Доктор сегодня ещё оставался в Кариме, а его машина отправлялась обратно в Корти — туда ехало, кроме нас, восемь человек. Доктор собирался приехать назавтра на другой, попутной машине. Мы поблагодарили доктора Мохамеда за всё, попрощались со всеми его родными и покинули на его машине гостеприимный город Кариму.
Ехали в Корти опять неторопливо, медленно, оставливаясь в каждой деревне. Опять навестили того старика, который опять был рад нас увидеть, приговаривал: 'Я старый сельскохозяйственник…' Когда же добрались до Корти, нашего друга Абдурахмана не оказалось дома. Мы сели на свои рюкзаки и, разъедая манго, дожидались прихода Абдурахмана близ забора его.
К нам подошли две тётушки, соседки Абдурахмана, и узнали нас, так как видели нас три дня назад. Они попросили манго, и мы угостили их, ибо плодов сих у нас было немало. Возрадовавшись, они откупорили нам Абдурахманское жилище, так как деревянная дверь, в которую мы стучались, оказалась не заперта.
Пока хозяина не было, мы, используя его уголь, заварили каркаде. Манго перемыли и разделили: одну порцию, более твёрдые, рассовали по рюкзакам, другие, мягкие, назначили на съедение. Ели манго, пока не объелись. Хозяин так и не появился. Вытащили во двор две кровати и заснули под звёздами.

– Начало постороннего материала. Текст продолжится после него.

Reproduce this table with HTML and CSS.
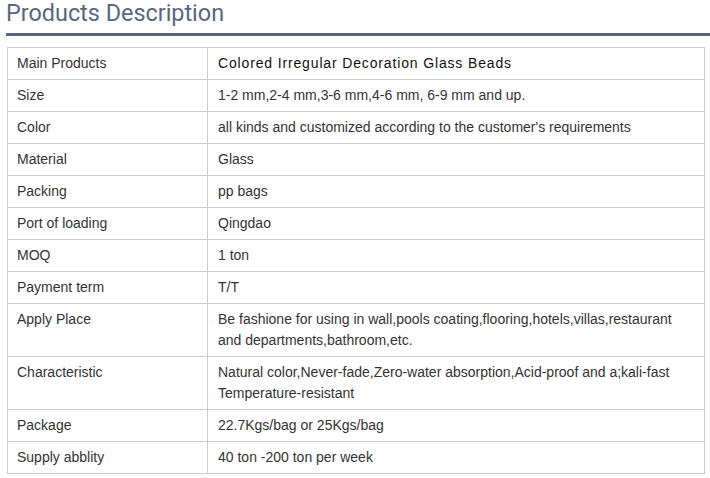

Наутро во дворе вместо двух кроватей, на которых мы спали, образовалось три кровати: на третьей возник Абудрахман. Вероятно, он пришёл ночью. Мы попрощались с ним и пошли на базар, где нам обещали явление прямого автобуса на Омдурман. И этот долгожданный автобус, наконец, появился, со многими пассажирами внутри и кучей барахла на крыше. Мы поступили мудро: подошли к водителю, и, сказавшись малоденежными, предложили ему за проезд ящик манго. Манго водитель не взял, но разрешил нам ехать без оплаты.
Пока автобус ждал пассажиров, на базаре появился окончательно проснувшийся Абдурахман, и мы вновь попрощались с ним.